Elizabeth Fry championed prison reform. In the 18th century, men, women and children were crammed into prisons together. They were dirty, dangerous places. Fry visited jails to distribute clothes and organise help for women and children. She set up schooling for child prisoners and arranged work for the women, such as sewing and knitting, which gave them something to do and a way to earn money for extra food. She campaigned for men and women to be separated and for inmates to be classified so that hardened criminals did not mix with prisoners jailed for minor offences.
Reformers like Rowntree, Fry, Wilberforce and many others were motivated by their strong Christian faith and love of Jesus Christ to change the world around them for the better.
Like Fry, Joseph Rowntree in York and the Cadbury family in Birmingham were Quakers. They were successful businessmen producing chocolate. They were also social pioneers who transformed the lives of their employees. The Cadburys’ work included: providing affordable, decent housing for their workforce; providing education classes for staff; organising work outings; building homes for pensioners and public swimming pools, and building sports facilities for staff. Rowntree was also driven to improve the lives of his workers. His factory provided staff with dinners and had a library. He employed a company doctor and dentist and founded works clubs and societies. Like the Cadburys, he also designed decent housing for staff.

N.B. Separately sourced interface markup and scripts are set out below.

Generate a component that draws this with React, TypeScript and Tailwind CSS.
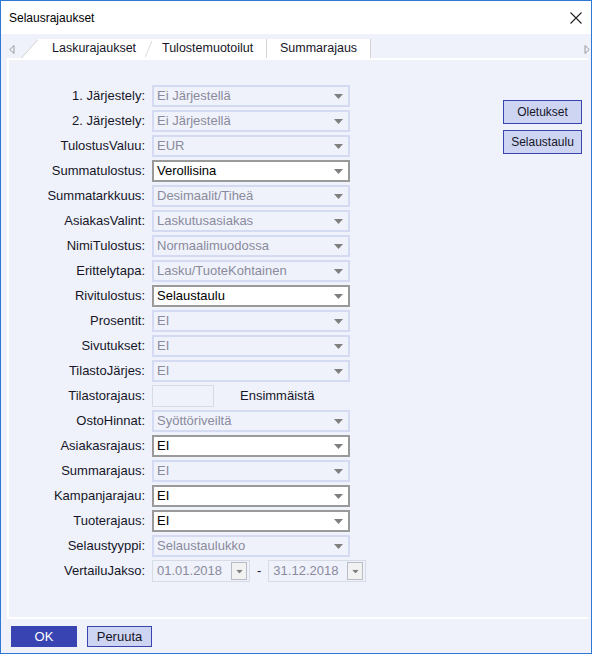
import React from "react";

type Row = { label: string; value: string; enabled?: boolean };

const rowsTop: Row[] = [
  { label: "1. Järjestely:", value: "Ei Järjestellä" },
  { label: "2. Järjestely:", value: "Ei Järjestellä" },
  { label: "TulostusValuu:", value: "EUR" },
  { label: "Summatulostus:", value: "Verollisina", enabled: true },
  { label: "Summatarkkuus:", value: "Desimaalit/Tiheä" },
  { label: "AsiakasValint:", value: "Laskutusasiakas" },
  { label: "NimiTulostus:", value: "Normaalimuodossa" },
  { label: "Erittelytapa:", value: "Lasku/TuoteKohtainen" },
  { label: "Rivitulostus:", value: "Selaustaulu", enabled: true },
  { label: "Prosentit:", value: "EI" },
  { label: "Sivutukset:", value: "EI" },
  { label: "TilastoJärjes:", value: "EI" },
];

const rowsBottom: Row[] = [
  { label: "OstoHinnat:", value: "Syöttöriveiltä" },
  { label: "Asiakasrajaus:", value: "EI", enabled: true },
  { label: "Summarajaus:", value: "EI" },
  { label: "Kampanjarajau:", value: "EI", enabled: true },
  { label: "Tuoterajaus:", value: "EI", enabled: true },
  { label: "Selaustyyppi:", value: "Selaustaulukko" },
];

function Arrow({ className = "" }: { className?: string }) {
  return (
    <svg width="9" height="5" viewBox="0 0 9 5" className={className}>
      <path d="M0 0 H9 L4.5 5 Z" fill="#7f7f7f" />
    </svg>
  );
}

function Label({ children }: { children: React.ReactNode }) {
  return <div className="w-[137px] text-right pr-[1px] text-[#161628] whitespace-nowrap">{children}</div>;
}

function Select({ row }: { row: Row }) {
  return (
    <div className="flex h-[22px] items-center gap-[6px]">
      <Label>{row.label}</Label>
      <div
        className={
          row.enabled
            ? "w-[198px] h-[22px] flex items-center justify-between pl-[3px] pr-[5px] border-2 border-[#9a9a9a] bg-white text-black"
            : "w-[198px] h-[22px] flex items-center justify-between pl-[3px] pr-[5px] border-2 border-[#d4daf2] bg-[#eff2fb] text-[#8a8a9c]"
        }
      >
        <span className="whitespace-nowrap">{row.value}</span>
        <Arrow />
      </div>
    </div>
  );
}

function DateBox({ value }: { value: string }) {
  return (
    <div className="w-[98px] h-[22px] flex items-center justify-between pl-[4px] pr-[2px] border border-[#d6dbe6] bg-[#eff2fb] text-[#8a8a9c]">
      <span>{value}</span>
      <div className="w-[16px] h-[18px] flex items-center justify-center border border-[#b9bcc4] bg-[#f2f2f2]">
        <Arrow className="scale-75" />
      </div>
    </div>
  );
}

export default function App() {
  return (
    <div
      className="w-[592px] h-[654px] border border-[#2d79d3] bg-[#eff2fb] flex flex-col text-[13px] overflow-hidden"
      style={{ fontFamily: '"Liberation Sans", Arial, sans-serif' }}
    >
      {/* title bar */}
      <div className="h-[33px] bg-white flex items-center justify-between pl-[8px] pr-[9px] shrink-0">
        <span className="text-[12px] text-black">Selausrajaukset</span>
        <svg width="12" height="12" viewBox="0 0 12 12">
          <path d="M0.5 0.5 L11.5 11.5 M11.5 0.5 L0.5 11.5" stroke="#222" strokeWidth="1.1" />
        </svg>
      </div>

      {/* tabs */}
      <div className="h-[24px] shrink-0 flex items-end relative text-[12.5px] text-[#161628]">
        <svg width="6" height="9" viewBox="0 0 6 9" className="absolute left-[8px] top-[11px]">
          <path d="M5 0.5 L0.8 4.5 L5 8.5 Z" fill="none" stroke="#9a9a9a" />
        </svg>
        <div className="ml-[20px] flex items-end h-[19px]">
          <svg width="17" height="19" viewBox="0 0 17 19" className="block">
            <path d="M0 19 L17 0 L17 19 Z" fill="#ffffff" />
            <path d="M0.5 19 L17 0.5" stroke="#d0d0d0" />
          </svg>
          <div className="h-[19px] w-[107px] bg-white flex items-center pl-[14px]">Laskurajaukset</div>
          <svg width="8" height="19" viewBox="0 0 8 19" className="block">
            <rect width="8" height="19" fill="#ffffff" />
            <path d="M0 18.5 L7 2" stroke="#dadada" />
          </svg>
          <div className="h-[19px] w-[113px] bg-white flex items-center pl-[9px]">Tulostemuotoilut</div>
          <div className="h-[19px] w-[105px] bg-white border-l border-r border-[#d4d4d4] flex items-center pl-[13px]">
            Summarajaus
          </div>
        </div>
        <svg width="6" height="9" viewBox="0 0 6 9" className="absolute right-[1px] top-[11px]">
          <path d="M1 0.5 L5.2 4.5 L1 8.5 Z" fill="none" stroke="#9a9a9a" />
        </svg>
      </div>

      {/* panel */}
      <div className="h-[561px] shrink-0 ml-[6px] mr-[3px] border-2 border-r-0 border-white flex">
        <div className="pt-[25px] flex flex-col gap-[3px]">
          {rowsTop.map((r) => (
            <Select key={r.label} row={r} />
          ))}
          <div className="flex h-[22px] items-center gap-[6px]">
            <Label>Tilastorajaus:</Label>
            <div className="w-[62px] h-[22px] border border-[#d6dbe6] bg-[#eff2fb]" />
            <span className="ml-[20px] text-[#161628]">Ensimmäistä</span>
          </div>
          {rowsBottom.map((r) => (
            <Select key={r.label} row={r} />
          ))}
          <div className="flex h-[22px] items-center gap-[6px]">
            <Label>VertailuJakso:</Label>
            <DateBox value="01.01.2018" />
            <span className="px-[1px] text-[#161628]">-</span>
            <DateBox value="31.12.2018" />
          </div>
        </div>
        <div className="ml-auto mr-[6px] mt-[40px] flex flex-col gap-[6px] text-[12px] text-[#161628]">
          <button className="w-[79px] h-[24px] bg-[#cdd5f3] border border-[#3a44b0]">Oletukset</button>
          <button className="w-[79px] h-[24px] bg-[#cdd5f3] border border-[#3a44b0]">Selaustaulu</button>
        </div>
      </div>

      {/* footer */}
      <div className="flex-1 flex items-start pt-[7px] pl-[10px] gap-[10px] text-[13px]">
        <button className="w-[66px] h-[21px] bg-[#3944b3] text-white">OK</button>
        <button className="w-[65px] h-[21px] bg-[#cdd5f3] border border-[#3a44b0] text-[#161628]">Peruuta</button>
      </div>
    </div>
  );
}
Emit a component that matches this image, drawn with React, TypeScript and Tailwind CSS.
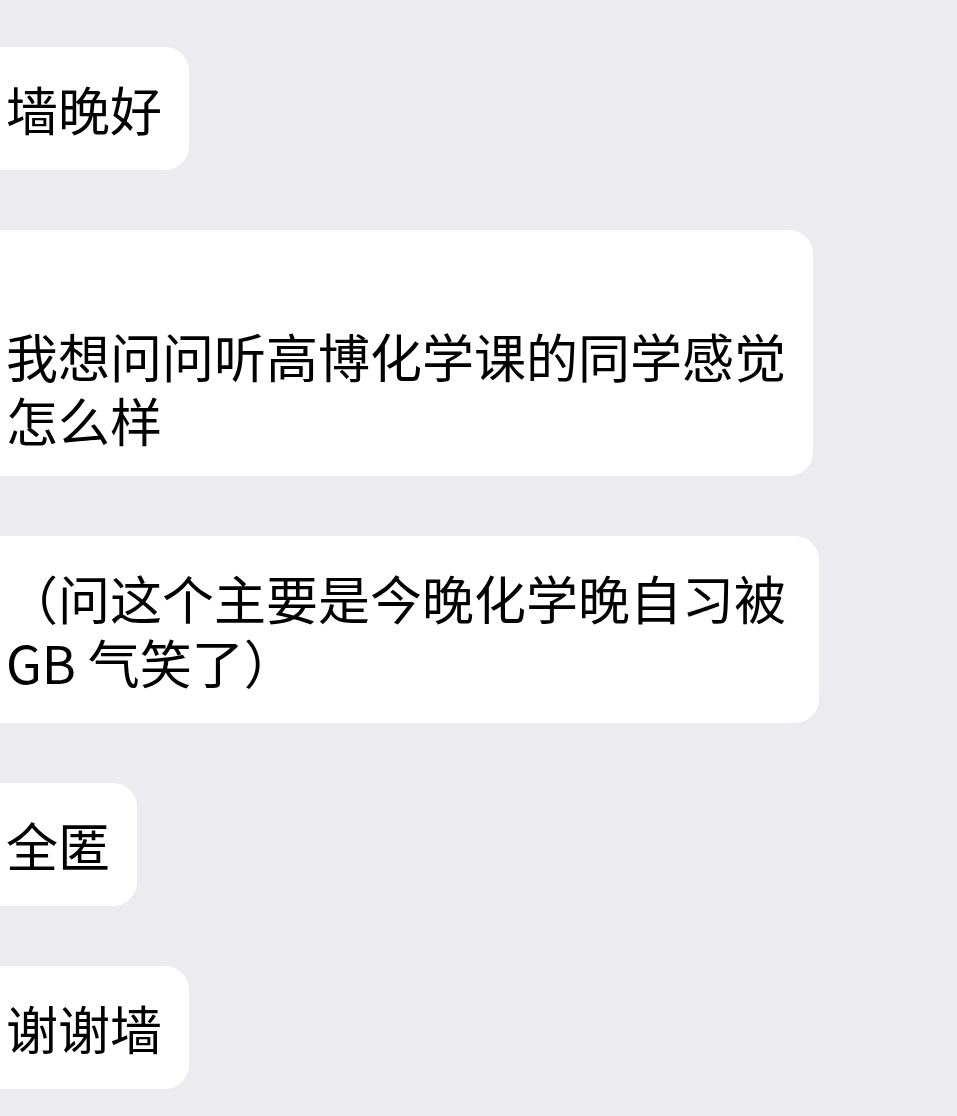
import React from "react";

const font = {
  fontFamily: '"Noto Sans CJK SC", "Noto Sans", sans-serif',
};

function Bubble({
  children,
  className = "",
}: {
  children: React.ReactNode;
  className?: string;
}) {
  return (
    <div
      className={`ml-[-24px] w-fit rounded-[24px] bg-white pl-[30px] pr-[27px] text-[52px] leading-[64px] text-black ${className}`}
    >
      <div className="max-w-[780px]">{children}</div>
    </div>
  );
}

export default function App() {
  return (
    <div
      className="min-h-[1116px] w-full overflow-hidden bg-[#ebebf0] pt-[47px] pb-[30px]"
      style={font}
    >
      <div className="flex flex-col items-start gap-[60px]">
        <Bubble className="py-[29.5px]">墙晚好</Bubble>
        <Bubble className="pt-[29.5px] pb-[24.5px]">
          <br />
          我想问问听高博化学课的同学感觉怎么样
        </Bubble>
        <Bubble className="py-[29.5px] pr-[33px]">
          （问这个主要是今晚化学晚自习被GB 气笑了）
        </Bubble>
        <Bubble className="py-[29.5px]">全匿</Bubble>
        <Bubble className="py-[29.5px]">谢谢墙</Bubble>
      </div>
    </div>
  );
}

Reformers like Rowntree, Fry, Wilberforce and many others were motivated by their strong Christian faith and love of Jesus Christ to change the world around them for the better.
The Church’s failings
It should be acknowledged that the Church is not without faults: considerable harm has been done around the world in the name of religion over the centuries. The Church has not always got it right. That’s because the Church is made up of ordinary people and people make mistakes. No-one in the Church is perfect. Some highly-respected figures have done some terrible things. For example, John Newton is best known as the 18th century composer of the famous hymn, ‘Amazing Grace’, and as a campaigner for the abolition of slavery. But he had been a slave trader himself for years before concluding that it was cruel, evil and had to be stopped.